The contract was signed in April 1893, complete with strict guarantees and detailed conditions. From 30-penny steel wire nails every 16 inches to wall coatings made with best hair and lathes of best spruce, Pettes Memorial would be well built and properly equipped.


Construction began in 1893. On January 6, 1894, “An Act to incorporate the Pettes Memorial” was passed by the Legislature of Quebec, and two months later, on March 7, Narcissa made her Deed of Donation, gifting the Pettes Memorial Library to the people of Brome Township.

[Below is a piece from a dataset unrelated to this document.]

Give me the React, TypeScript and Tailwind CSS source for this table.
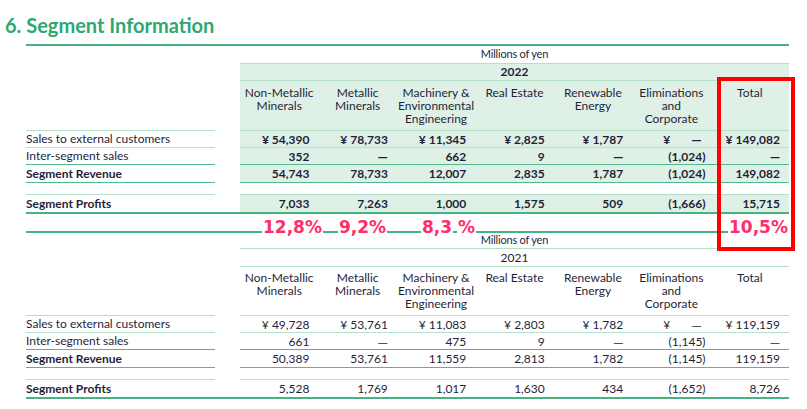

As we know from Laura Teasdale’s recent smash hit, If Books Could Kill, the official opening of Pettes Memorial was a major community event. Musicians played, choristers sang, dignitaries spoke – and no murders were committed. All was hope for the future and gratitude for the generosity of Narcissa Farrand Pettes.


Bravo, Narcissa!

Narcissa Farrand Pettes was included in Women of Canada, a volume honouring 240 ladies from among the nation’s great families. A rare accolade for a woman from a small rural community. But then, Narcissa was a rare woman, for her own or any era. Intelligent, politically savvy, strong and civic minded, according to her obituary (The Record, 1914). “She was a cool, self-possessed woman and did not allow anything to deter her from doing what she felt to be her duty.” So, when she decided that this unimportant village of less than 1,000 souls needed rural Quebec’s first free public library, she dun it!.As her obituary concluded, “Let’s hope that it will be appreciated by this whose benefit it was erected.”